Регистраторы аж взвились. Настоящая иностранка, из Польши, живет без паспорта, зато руки-ноги в синяках и на скуле ссадина! При этом трое детей и пьяный муж.
Разобраться в ситуации не было никакой возможности. Пришедшие посовещались вполголоса, потом старший регистратор, по виду Симочкин ровесник, закрутил колпачок авторучки и сунул в карман пиджака: «Это не наше, товарищи, дело». У хозяина отлегло от сердца, а тот продолжал: «Пусть милиция разбирается», и Симочка вскочил как ошпаренный.
Понятно, что его собственная хроника событий звучала несколько иначе, но сестра отредактировала рассказ в сторону истины и была уверена, что не обошлось без бряцания медалями и пьяных слез, что всегда служило прелюдией к ключевой фразе: «Я в танке горел!».
— Я тоже воевал, — сдержанно ответил регистратор, — но не с женой.
— А она и не жена мне! — сдуру завопил Симочка, а что последовало за этим, Тоня даже вообразить себе не могла, но определенно случилось что-то безобразное, поскольку брат ночевал в милиции, и ночевать там, а также дневать, ему предстояло пятнадцать суток.

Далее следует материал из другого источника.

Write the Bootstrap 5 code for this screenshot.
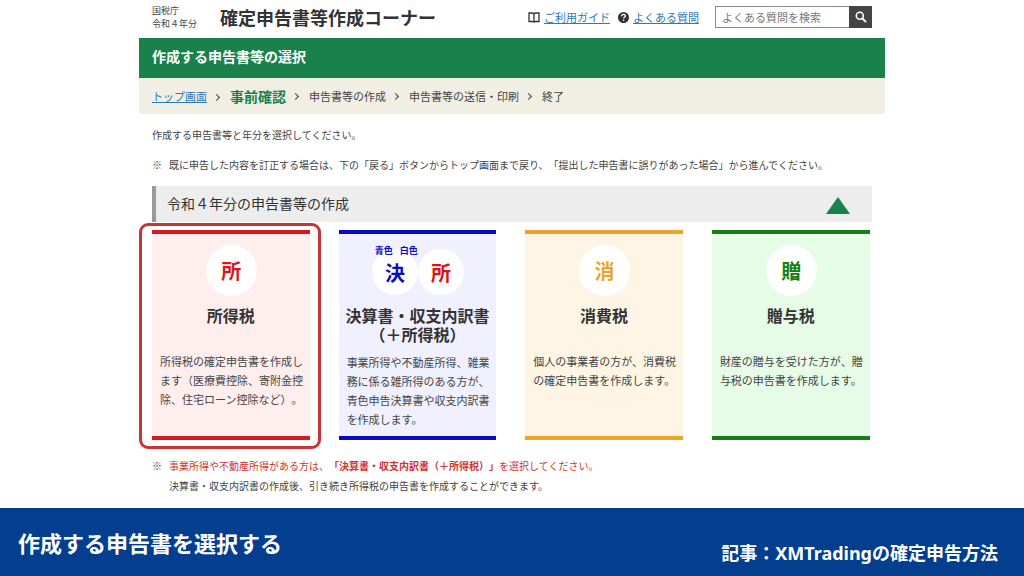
<!DOCTYPE html>
<html lang="ja">
<head>
<meta charset="utf-8">
<meta name="viewport" content="width=device-width, initial-scale=1">
<title>確定申告書等作成コーナー</title>
<link href="https://cdn.jsdelivr.net/npm/bootstrap@5.3.0/dist/css/bootstrap.min.css" rel="stylesheet">
<style>
  body { font-family: "Noto Sans CJK JP", sans-serif; font-size: 11px; line-height: 19px; color: #444; text-spacing-trim: space-all; }
  a { color: #2a7ab8; }
  .site { max-width: 746px; }
  .inner { padding-left: 13px; padding-right: 13px; }
  .top { min-height: 38px; }
  .agency { font-size: 9px; line-height: 13px; }
  .site-title { font-size: 18px; line-height: 24px; color: #333; padding-left: 23px; }
  .help a { line-height: 14px; }
  .search { width: 157px; }
  .search .form-control { height: 22px; min-height: 22px; font-size: 11px; line-height: 16px; padding: 2px 6px; border-color: #888; }
  .search .form-control::placeholder { color: #777; }
  .search .btn { width: 23px; height: 22px; background: #444; }
  .page-title { background: #1a814b; font-size: 14px; line-height: 20px; padding-top: 8px; padding-bottom: 12px; }
  .steps { background: #f1efe4; min-height: 36px; }
  .steps li + li::before { content: ""; display: inline-block; width: 5px; height: 5px; margin: 0 11px 2px 7px; border: solid #444; border-width: 1px 1px 0 0; transform: rotate(45deg); }
  .steps .now { font-size: 14px; color: #1a814b; }
  .notes { font-size: 10px; line-height: 20px; }
  .notes-top { padding: 11px 0; gap: 10px; }
  .note-sign { width: 17px; }
  .year { background: #ededed; border-left: 4px solid #999; font-size: 14px; line-height: 20px; color: #333; min-height: 36px; padding: 0 22px 2px 11px; }
  .cards { --bs-gutter-x: 29px; --bs-gutter-y: 16px; margin-right: -12px; }
  .tax { --tone: #d7191c; background: #ffeeee; border-top: 4px solid var(--tone); border-bottom: 4px solid var(--tone); min-height: 210px; padding: 0 7px 7px 8px; }
  .tax h3 { font-size: 16px; line-height: 19px; color: #333; min-height: 37px; margin: 10px -7px 9px -8px; }
  .tax p { margin-right: -1px; }
  .blue { --tone: #0a0ac4; background: #f0f0ff; }
  .amber { --tone: #e9a52a; background: #fff5e4; }
  .green { --tone: #148014; background: #e7fce7; }
  .icons { min-height: 62px; padding-top: 11px; }
  .disc { width: 51px; height: 51px; font-size: 20px; color: var(--tone); }
  .pair { width: 46px; height: 46px; margin-top: 4px; }
  .red-tone { --tone: #e00f0f; }
  .tags { top: 11px; left: 28px; gap: 7px; font-size: 9px; line-height: 12px; color: #0a0ac4; }
  .chosen::after { content: ""; position: absolute; inset: -11px -11px -13px -13px; border: 3px solid #cb3335; border-radius: 9px; pointer-events: none; }
  .warn { color: #d0342f; }
  .caption-bar { background: #043f8f; min-height: 68px; padding: 0 26px 0 18px; }
  .caption-main { font-size: 22px; line-height: 30px; }
  .caption-sub { font-family: "Noto Sans", "Noto Sans CJK JP", sans-serif; font-size: 18px; line-height: 24px; padding-top: 22px; }
</style>
</head>
<body class="min-vh-100 d-flex flex-column bg-white">
<div class="site w-100 mx-auto">
  <header class="top inner d-flex flex-wrap align-items-center">
    <div class="agency pb-1">国税庁<br>令和４年分</div>
    <h1 class="site-title fw-bold mb-1">確定申告書等作成コーナー</h1>
    <nav class="help d-flex ms-auto gap-2 me-3 pb-1" aria-label="ヘルプ">
      <span class="d-flex align-items-center gap-1">
        <svg width="12" height="11" viewBox="0 0 12 11" fill="none" stroke="#333" stroke-width="1.3"><path d="M6 10.5V1.8C5.5 1.2 4.9 1 4 1H1v8.5h3.2c1 0 1.8.2 1.8 1M6 1.8C6.5 1.2 7.1 1 8 1h3v8.5H7.8c-1 0-1.8.2-1.8 1"/></svg>
        <a href="#guide">ご利用ガイド</a></span>
      <span class="d-flex align-items-center gap-1">
        <svg width="11" height="11" viewBox="0 0 11 11"><circle cx="5.5" cy="5.5" r="5.5" fill="#333"/><path d="M3.7 4.2c0-2.5 3.7-2.3 3.7-.2 0 1.3-1.8 1.3-1.8 2.6" fill="none" stroke="#fff" stroke-width="1.3"/><circle cx="5.6" cy="8.3" r=".8" fill="#fff"/></svg>
        <a href="#faq">よくある質問</a></span>
    </nav>
    <form class="search input-group flex-nowrap mb-1">
      <input class="form-control rounded-0" type="search" placeholder="よくある質問を検索" aria-label="よくある質問を検索">
      <button class="btn rounded-0 border-0 p-0 d-flex align-items-center justify-content-center" type="button" aria-label="検索">
        <svg width="12" height="12" viewBox="0 0 12 12" fill="none" stroke="#fff"><circle cx="4.8" cy="4.8" r="3.5" stroke-width="1.6"/><path d="M7.5 7.5l3.6 3.6" stroke-width="2"/></svg>
      </button>
    </form>
  </header>

  <h2 class="page-title inner text-white fw-bold mb-0">作成する申告書等の選択</h2>
  <nav aria-label="手順">
    <ol class="steps inner list-unstyled d-flex flex-wrap align-items-center mb-0">
      <li><a href="#top">トップ画面</a></li>
      <li class="now fw-bold" aria-current="step">事前確認</li>
      <li>申告書等の作成</li>
      <li>申告書等の送信・印刷</li>
      <li>終了</li>
    </ol>
  </nav>

  <main class="inner">
    <div class="notes notes-top d-flex flex-column">
      <p class="mb-0">作成する申告書等と年分を選択してください。</p>
      <p class="d-flex mb-0"><span class="note-sign flex-shrink-0">※</span><span>既に申告した内容を訂正する場合は、下の「戻る」ボタンからトップ画面まで戻り、「提出した申告書に誤りがあった場合」から進んでください。</span></p>
    </div>

    <h2 class="year fw-normal d-flex align-items-center justify-content-between mb-2">令和４年分の申告書等の作成
      <svg class="mt-1" width="24" height="17" viewBox="0 0 24 17"><path d="M12 0l12 17H0z" fill="#1a814b"/></svg>
    </h2>

    <div class="row row-cols-2 row-cols-md-4 cards">
      <div class="col">
        <section class="tax chosen position-relative">
          <div class="icons d-flex justify-content-center"><span class="disc rounded-circle bg-white fw-bold d-flex align-items-center justify-content-center">所</span></div>
          <h3 class="fw-bold text-center">所得税</h3>
          <p class="mb-0">所得税の確定申告書を作成します（医療費控除、寄附金控除、住宅ローン控除など）。</p>
        </section>
      </div>
      <div class="col">
        <section class="tax blue">
          <div class="icons d-flex justify-content-center position-relative">
            <span class="disc pair rounded-circle bg-white fw-bold d-flex align-items-center justify-content-center">決</span>
            <span class="disc pair red-tone rounded-circle bg-white fw-bold d-flex align-items-center justify-content-center">所</span>
            <span class="tags position-absolute fw-bold d-flex"><span>青色</span><span>白色</span></span>
          </div>
          <h3 class="fw-bold text-center">決算書・収支内訳書<br>（＋所得税）</h3>
          <p class="mb-0">事業所得や不動産所得、雑業務に係る雑所得のある方が、青色申告決算書や収支内訳書を作成します。</p>
        </section>
      </div>
      <div class="col">
        <section class="tax amber">
          <div class="icons d-flex justify-content-center"><span class="disc rounded-circle bg-white fw-bold d-flex align-items-center justify-content-center">消</span></div>
          <h3 class="fw-bold text-center">消費税</h3>
          <p class="mb-0">個人の事業者の方が、消費税の確定申告書を作成します。</p>
        </section>
      </div>
      <div class="col">
        <section class="tax green">
          <div class="icons d-flex justify-content-center"><span class="disc rounded-circle bg-white fw-bold d-flex align-items-center justify-content-center">贈</span></div>
          <h3 class="fw-bold text-center">贈与税</h3>
          <p class="mb-0">財産の贈与を受けた方が、贈与税の申告書を作成します。</p>
        </section>
      </div>
    </div>

    <div class="notes d-flex mt-3 pb-2">
      <span class="note-sign flex-shrink-0">※</span>
      <div><span class="warn">事業所得や不動産所得がある方は、<strong>「決算書・収支内訳書（＋所得税）」</strong>を選択してください。</span><br>決算書・収支内訳書の作成後、引き続き所得税の申告書を作成することができます。</div>
    </div>
  </main>
</div>

<footer class="caption-bar mt-auto d-flex flex-wrap align-items-center justify-content-between text-white fw-bold">
  <span class="caption-main">作成する申告書を選択する</span>
  <span class="caption-sub">記事：XMTradingの確定申告方法</span>
</footer>
<script src="https://cdn.jsdelivr.net/npm/bootstrap@5.3.0/dist/js/bootstrap.bundle.min.js"></script>
</body>
</html>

Отделался весьма дешево, если учесть оскорбление действием членов регистрационной комиссии и нецензурную брань по адресу явившейся милиции, как было зафиксировано в протоколе.
Многое сестры узнали от Вальки, которая прибежала к Тоне в самом жалком виде.
Втроем — сестры и Мотя (Валька не в счет) — пытались разобраться в «этом бедламе», — а как еще такое назвать?!
Попробуй разберись: милиция не бакалея, милейшая Аллочка не поможет. Тоня приготовилась хлопотать: брат в милиции, брата надо вызволять…
— Дай спокой, — в негромком голосе сестры вдруг послышались интонации покойного отца, — пусть проспится. Никто ему не виноват; вон кому помогать надо, — и кивнула на Вальку, — она больная совсем.
Мотя предложил переночевать у них с Дашей, но Ирина рассудила, что сейчас только и время пожить спокойно дома.
Уложив малышей (старший пропадал с мальчишками во дворе), Валька села напротив Ирины и вдруг быстро и плавно сползла на пол.